You can even find ‘Jersey’ in Canada

Those from New Jersey might also find familiarity farther north, especially if they are itching to leave the United States of America. The Hamilton, Ontario community of Jerseyville was founded by New Jersey natives, who left the country in the late 18th and early 19th centuries because they were loyal to the crown.

Great Britain officially created Upper Canada in 1791 in part to harbor loyalists from a newly independent United States of America. Among the towns drawing residents were Kingstown, Toronto and Hamilton. It was in the area west of Hamilton and neighboring Ancaster where Jerseyville was founded by transplants from the Garden State, according to Ancaster Township records.

Among the early residents were the Van Sickles. Hailing from Morris County, they built a 10-room house on Jerseyville Road West in 1824 that was moved out of town and reconstructed in 1979, township records show. The family also operated a hotel in Jerseyville, the Van Sickle Hotel built in 1846, records show.

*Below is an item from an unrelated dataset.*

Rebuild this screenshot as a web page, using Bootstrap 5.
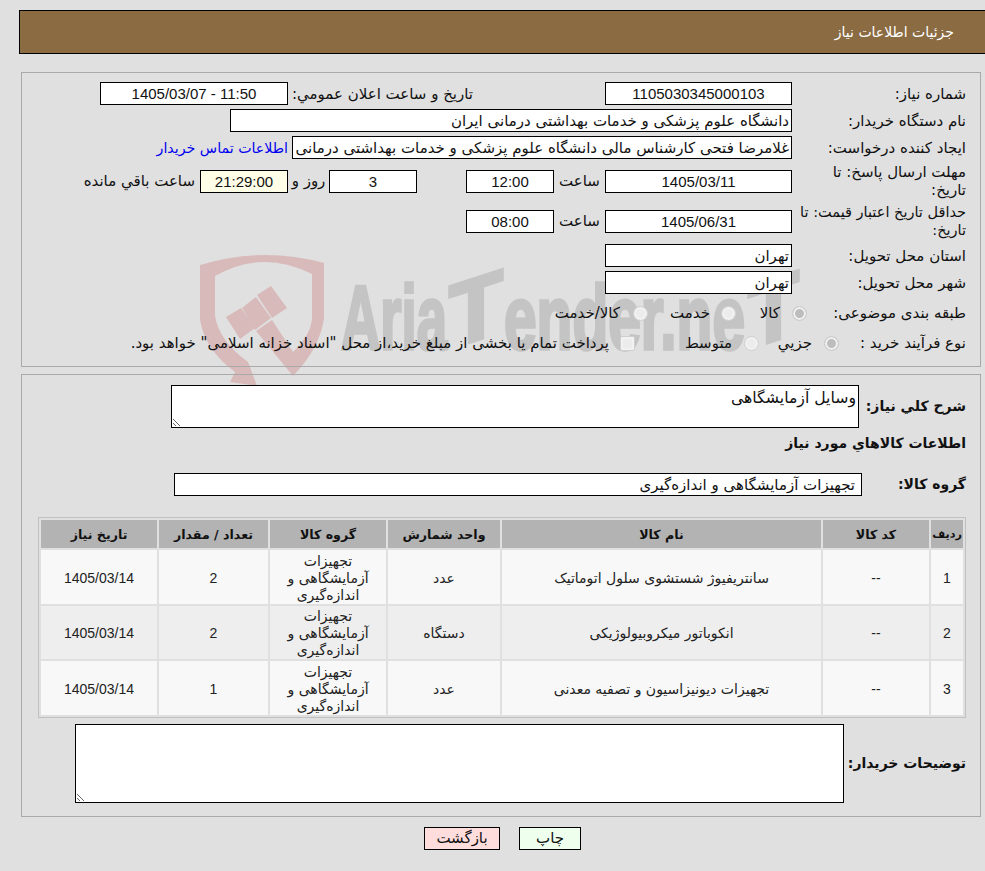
<!DOCTYPE html>
<html lang="fa" dir="rtl">
<head>
<meta charset="utf-8">
<title>جزئیات اطلاعات نیاز</title>
<link href="https://cdn.jsdelivr.net/npm/bootstrap@5.3.0/dist/css/bootstrap.min.css" rel="stylesheet">
<style>
html,body{height:871px;overflow:hidden}
body{background:#e0e0e0;font-family:"DejaVu Sans","Noto Sans",sans-serif;font-size:15px;line-height:18px;color:#111;position:relative}
.mark-wm{position:absolute;left:0;top:0;width:985px;height:871px;pointer-events:none}
.page-head{margin:10px 0 0 19px;height:44px;background:#8b6b42;border:1px solid #000;border-right:0;color:#fff;display:flex;align-items:center;padding-right:31px;font-size:14px}
.panel-box{position:relative;border:1px solid #a9a9a9;margin-left:21px;margin-right:4px}
.panel-a{margin-top:18px;height:295px;padding:9px 14px 0 0}
.panel-b{margin-top:7px;height:443px;padding:10px 14px 0 0}
.frow{display:flex;align-items:center;position:relative}
.flabel{width:174px;flex:none}
.flabel-tight{font-size:14.5px}
.fbox{display:block;height:23px;border:1px solid #000;background:#fff;border-radius:0;padding:0 2px;font:15px/21px "DejaVu Sans",sans-serif;color:#111;white-space:nowrap;overflow:hidden;flex:none;outline:0}
.centered{text-align:center;font-family:"Liberation Sans",sans-serif}
.w187{width:187px}.w88{width:88px}
.remain{background:#ffffe8}
.bluelink{color:#0000ee;text-decoration:none;font-size:14.2px}
.sp{flex:none}
.opt{display:flex;align-items:center;flex:none}
.circ{width:15px;height:15px;border-radius:50%;border:1px solid #cfcfcf;background:#ececec;box-shadow:inset 0 0 0 2px #f2f2f2;flex:none}
.circ.on{background:#bdbdbd}
.sq{width:15px;height:15px;border:1px solid #cfcfcf;border-radius:2px;background:#ececec;box-shadow:inset 0 0 0 2px #f2f2f2;flex:none}
.boldlabel{font-weight:700;font-size:14px;line-height:17px;flex:none}
.ta{display:block;border:1px solid #000;background:#fff;border-radius:0;resize:both;font:15.7px/18px "DejaVu Sans",sans-serif;padding:3px 2px;outline:0;color:#111}
.tbl-wrap{border:1px solid #c0c0c0;width:928px;position:relative}
.goods{table-layout:fixed;width:100%;border-collapse:separate;border-spacing:2px;margin:0;font-size:14px;line-height:17px}
.goods th{background:#b3b3b3;height:28px;text-align:center;vertical-align:middle;font-weight:700;font-size:12.6px;padding:1px 0 0;color:#111}
.goods th.narrow-head{font-size:11.2px}
.goods td{text-align:center;vertical-align:middle;padding:2.6px 0 0;height:53.67px;color:#222}
.goods tr.odd td{background:#f8f8f8}
.goods tr.even td{background:#eeeeee}
.latin{font-family:"Liberation Sans",sans-serif}
.actions{display:flex;justify-content:center;gap:19px;margin:10px 0 0 20px;position:relative}
.action-btn{height:23px;border:1px solid #000;border-radius:0;padding:0;font-size:15px;line-height:19px;color:#111}
.print-btn{background:#eeffee;width:62px}
.back-btn{background:#ffdddd;width:76px}
</style>
</head>
<body>
<svg class="mark-wm" viewBox="0 0 985 871" aria-hidden="true">
  <g fill="#d9baba">
    <path d="M200 265 Q262 246 324 263 L324 318 Q320 348 293 376 L256 331 L272 320 L293 352 Q311 335 312 318 L312 274 Q262 249 215 276 L215 315 Q218 340 248 362 L257 386 L230 382 L235 372 Q205 350 200 320 Z"/>
    <path d="M226 317 L241 308 L255 328 L240 339 Z"/>
    <path d="M242 308 L256 297 L271 318 L255 330 Z"/>
    <path d="M257 295 L271 286 L287 308 L272 318 Z"/>
  </g>
  <g font-family="Liberation Sans" font-weight="700" font-size="90" fill="#c4c4c4" stroke="#c4c4c4" stroke-width="3.5" direction="ltr">
    <text x="341" y="349" textLength="106" lengthAdjust="spacingAndGlyphs">Aria</text>
    <text transform="translate(449,349) skewY(-18)" x="0" y="0" textLength="54" lengthAdjust="spacingAndGlyphs">T</text>
    <text x="504" y="349" textLength="241" lengthAdjust="spacingAndGlyphs">ender.ne</text>
    <text transform="translate(748,349) skewY(-18)" x="0" y="0" textLength="51" lengthAdjust="spacingAndGlyphs">T</text>
  </g>
</svg>

<div class="page-head">جزئیات اطلاعات نیاز</div>

<div class="panel-box panel-a">
  <div class="frow">
    <div class="flabel">شماره نیاز:</div>
    <input class="fbox w187 centered" value="1105030345000103" readonly>
    <div class="sp" style="width:131px"></div>
    <div class="sp text-nowrap" style="width:186px;text-align:left;padding-left:4px">تاریخ و ساعت اعلان عمومي:</div>
    <input class="fbox centered" style="width:188px" value="11:50 - 1405/03/07" readonly>
  </div>
  <div class="frow mt-1">
    <div class="flabel">نام دستگاه خریدار:</div>
    <input class="fbox" style="width:562px" value="دانشگاه علوم پزشکی و خدمات بهداشتی درمانی ایران" readonly>
  </div>
  <div class="frow mt-1">
    <div class="flabel">ایجاد کننده درخواست:</div>
    <input class="fbox" style="width:500px" value="غلامرضا فتحی کارشناس مالی دانشگاه علوم پزشکی و خدمات بهداشتی درمانی ایران" readonly>
    <a class="bluelink me-1" href="#">اطلاعات تماس خریدار</a>
  </div>
  <div class="frow mt-1">
    <div class="flabel">مهلت ارسال پاسخ: تا<br>تاریخ:</div>
    <input class="fbox w187 centered" value="1405/03/11" readonly>
    <div class="sp" style="width:51px;text-align:center">ساعت</div>
    <input class="fbox w88 centered" value="12:00" readonly>
    <div class="sp" style="width:49px"></div>
    <input class="fbox w88 centered" value="3" readonly>
    <div class="sp" style="width:41px;text-align:center">روز و</div>
    <input class="fbox w88 centered remain" value="21:29:00" readonly>
    <div class="sp" style="margin-right:5px">ساعت باقي مانده</div>
  </div>
  <div class="frow mt-1">
    <div class="flabel flabel-tight">حداقل تاریخ اعتبار قیمت: تا<br>تاریخ:</div>
    <input class="fbox w187 centered" value="1405/06/31" readonly>
    <div class="sp" style="width:51px;text-align:center">ساعت</div>
    <input class="fbox w88 centered" value="08:00" readonly>
  </div>
  <div class="frow" style="margin-top:5px">
    <div class="flabel">استان محل تحویل:</div>
    <input class="fbox w187" value="تهران" readonly>
  </div>
  <div class="frow mt-1">
    <div class="flabel">شهر محل تحویل:</div>
    <input class="fbox w187" value="تهران" readonly>
  </div>
  <div class="frow" style="margin-top:8px;height:22px">
    <div class="sp" style="width:159px">طبقه بندی موضوعی:</div>
    <div class="opt" style="width:71px"><span class="circ on"></span><span style="margin-right:12px">کالا</span></div>
    <div class="opt" style="width:88px"><span class="circ"></span><span style="margin-right:11px">خدمت</span></div>
    <div class="opt"><span class="circ"></span><span style="margin-right:13px">کالا/خدمت</span></div>
  </div>
  <div class="frow" style="margin-top:8px;height:22px">
    <div class="sp" style="width:127px">نوع فرآیند خرید :</div>
    <div class="opt" style="width:80px"><span class="circ on"></span><span style="margin-right:12px">جزيي</span></div>
    <div class="opt" style="width:124px"><span class="circ"></span><span style="margin-right:12px">متوسط</span></div>
    <div class="opt"><span class="sq"></span><span style="margin-right:11px">پرداخت تمام یا بخشی از مبلغ خرید،از محل "اسناد خزانه اسلامی" خواهد بود.</span></div>
  </div>
</div>

<div class="panel-box panel-b">
  <div class="frow">
    <div class="boldlabel" style="width:107px">شرح كلي نياز:</div>
    <textarea class="ta" style="width:688px;height:43px" readonly>وسایل آزمایشگاهی</textarea>
  </div>
  <div class="boldlabel frow" style="margin-top:7px">اطلاعات كالاهاي مورد نياز</div>
  <div class="frow" style="margin-top:21px">
    <div class="boldlabel" style="width:104px">گروه کالا:</div>
    <input class="fbox" style="width:688px;padding-right:6px" value="تجهیزات آزمایشگاهی و اندازه‌گیری" readonly>
  </div>
  <div class="tbl-wrap" style="margin-top:21px">
    <table class="goods">
      <colgroup><col style="width:32px"><col style="width:106px"><col style="width:319px"><col style="width:112px"><col style="width:116px"><col style="width:109px"><col style="width:116px"></colgroup>
      <thead><tr><th class="narrow-head">ردیف</th><th>کد کالا</th><th>نام کالا</th><th>واحد شمارش</th><th>گروه کالا</th><th>تعداد / مقدار</th><th>تاریخ نیاز</th></tr></thead>
      <tbody>
        <tr class="odd"><td class="latin">1</td><td class="latin">--</td><td>سانتریفیوژ شستشوی سلول اتوماتیک</td><td>عدد</td><td>تجهیزات آزمایشگاهی و اندازه‌گیری</td><td class="latin">2</td><td class="latin">1405/03/14</td></tr>
        <tr class="even"><td class="latin">2</td><td class="latin">--</td><td>انکوباتور میکروبیولوژیکی</td><td>دستگاه</td><td>تجهیزات آزمایشگاهی و اندازه‌گیری</td><td class="latin">2</td><td class="latin">1405/03/14</td></tr>
        <tr class="odd"><td class="latin">3</td><td class="latin">--</td><td>تجهیزات دیونیزاسیون و تصفیه معدنی</td><td>عدد</td><td>تجهیزات آزمایشگاهی و اندازه‌گیری</td><td class="latin">1</td><td class="latin">1405/03/14</td></tr>
      </tbody>
    </table>
  </div>
  <div class="frow" style="margin-top:6px">
    <div class="boldlabel" style="width:122px">توضیحات خریدار:</div>
    <textarea class="ta" style="width:769px;height:79px" readonly></textarea>
  </div>
</div>

<div class="actions">
  <button type="button" class="action-btn print-btn">چاپ</button>
  <button type="button" class="action-btn back-btn">بازگشت</button>
</div>
</body>
</html>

Other New Jersey natives included the Shaver family. The loyalists came to the area in 1789 and bought 1,800 acres on and around the area now known as Shaver Road, according to “Hamilton Street Names: An Illustrated History” edited by Margaret Houghton.

Like Illinois’ Jerseyville, the area had its name cemented when a post office was opened. This time it was in 1852, according to Alan Rayburn’s “Place Names of Ontario.”

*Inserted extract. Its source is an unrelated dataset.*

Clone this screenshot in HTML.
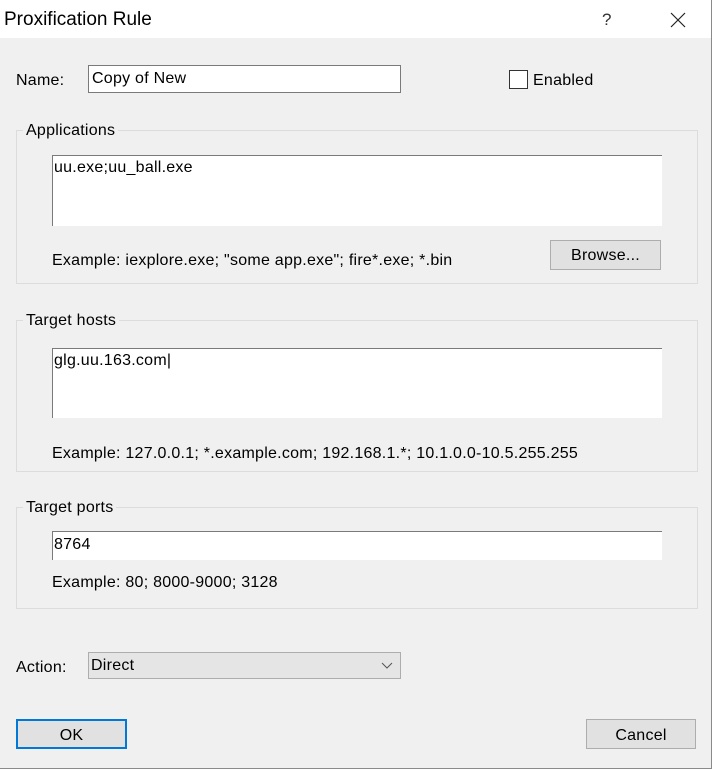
<!DOCTYPE html>
<html><head><style>
*{margin:0;padding:0;box-sizing:border-box}
body{width:715px;height:772px;background:#fff;position:relative;overflow:hidden;font-family:"Liberation Sans",sans-serif;font-size:16px;letter-spacing:0.25px;color:#000}
.a{position:absolute}
#dlg{left:0;top:0;width:712px;height:769px;background:#f0f0f0;border-right:1px solid #8a8a8a;border-bottom:1px solid #8a8a8a}
#title{left:0;top:0;width:711px;height:38px;background:#fff}
.grp{border:1px solid #dcdcdc}
.leg{background:#f0f0f0;padding:0 3px}
.btn{background:#e1e1e1;border:1px solid #adadad;text-align:center}
</style></head><body>
<div class="a" id="dlg"></div>
<div class="a" id="title"></div>
<div class="a" style="left:4px;top:9px;font-size:19px;letter-spacing:0">Proxification Rule</div>
<div class="a" style="left:602px;top:10px;font-size:17px;color:#333">?</div>
<svg class="a" style="left:670px;top:12px" width="16" height="16"><path d="M1 1L15 15M15 1L1 15" stroke="#222" stroke-width="1.2"/></svg>

<div class="a" style="left:16px;top:72px">Name:</div>
<div class="a" style="left:88px;top:65px;width:313px;height:28px;background:#fff;border:1px solid #7a7a7a;padding:4px 3px">Copy of New</div>
<div class="a" style="left:509px;top:70px;width:19px;height:19px;background:#fff;border:1px solid #333"></div>
<div class="a" style="left:533px;top:72px">Enabled</div>

<div class="a grp" style="left:16px;top:130px;width:682px;height:154px"></div>
<div class="a leg" style="left:23px;top:122px">Applications</div>
<div class="a" style="left:52px;top:155px;width:610px;height:71px;background:#fff;border-top:1px solid #7a7a7a;border-left:1px solid #7a7a7a;padding:3px 1px">uu.exe;uu_ball.exe</div>
<div class="a" style="left:52px;top:252px">Example: iexplore.exe; "some app.exe"; fire*.exe; *.bin</div>
<div class="a btn" style="left:550px;top:240px;width:111px;height:30px;padding-top:6px">Browse...</div>

<div class="a grp" style="left:16px;top:320px;width:682px;height:152px"></div>
<div class="a leg" style="left:23px;top:312px">Target hosts</div>
<div class="a" style="left:52px;top:348px;width:610px;height:70px;background:#fff;border-top:1px solid #7a7a7a;border-left:1px solid #7a7a7a;padding:3px 1px">glg.uu.163.com|</div>
<div class="a" style="left:52px;top:445px">Example: 127.0.0.1; *.example.com; 192.168.1.*; 10.1.0.0-10.5.255.255</div>

<div class="a grp" style="left:16px;top:507px;width:682px;height:102px"></div>
<div class="a leg" style="left:23px;top:499px">Target ports</div>
<div class="a" style="left:52px;top:531px;width:610px;height:29px;background:#fff;border-top:1px solid #7a7a7a;border-left:1px solid #7a7a7a;padding:4px 1px">8764</div>
<div class="a" style="left:52px;top:574px">Example: 80; 8000-9000; 3128</div>

<div class="a" style="left:16px;top:659px">Action:</div>
<div class="a" style="left:88px;top:652px;width:313px;height:27px;background:#e5e5e5;border:1px solid #adadad;padding:4px 2px">Direct</div>
<svg class="a" style="left:381px;top:662px" width="12" height="8"><path d="M1 1L6 6L11 1" stroke="#555" fill="none"/></svg>

<div class="a btn" style="left:16px;top:719px;width:111px;height:30px;border:2px solid #0078d7;padding-top:6px">OK</div>
<div class="a btn" style="left:586px;top:719px;width:110px;height:30px;padding-top:7px">Cancel</div>
</body></html>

Sparsely populated farm country, Jerseyville nonetheless has two churches, a yoga studio and a mechanic’s shop.

One of the top three most common states New Jerseyans move to is Pennsylvania, according to census bureau records. There, near the folded mountains of central Pennsylvania along the west branch of the Susquehanna River, lies Jersey Shore.

The borough was incorporated as Jersey Shore in 1826 in recognition of the Garden State farmers who moved there after the Revolutionary War, according to the “History of Lycoming County, Pennsylvania” edited by John Franklin Meginness.

The very first to settle the area after surveys were made in 1785 was Reuben Manning of Essex County. His nephew, Thomas Forster, arrived soon after. The place then gained the nickname “Jersey Shore” as a slight to the duo.

“At first, the name was applied in derision by the Irish settlers in Nippenose bottom, across the river,” Meginness wrote. “The place was named Waynesburg in 1805, but the title, ‘Jersey Shore,’ had obtained such notoriety that it prevailed.”

Today home to about 4,100 people, according to census bureau data, the town has a Subway, a diner and several pizza places.

‘Jersey’ can be found in Georgia and Texas too

There are some other Jerseys in the United States. Georgia has a Jersey and Texas has a Jersey Village. Those, however, are named for the breed of cattle originally from the island country of Jersey, where New Jersey gets its name.

There are also a number of familiar town names that are direct namesakes of New Jersey communities, including Trenton, Missouri; Newark, New York; and Camden, Ohio. Monmouths in Illinois and Maine get their name from the Revolutionary War battle, according to Henry Gannett’s “Origin of Certain Place Names in the United States.”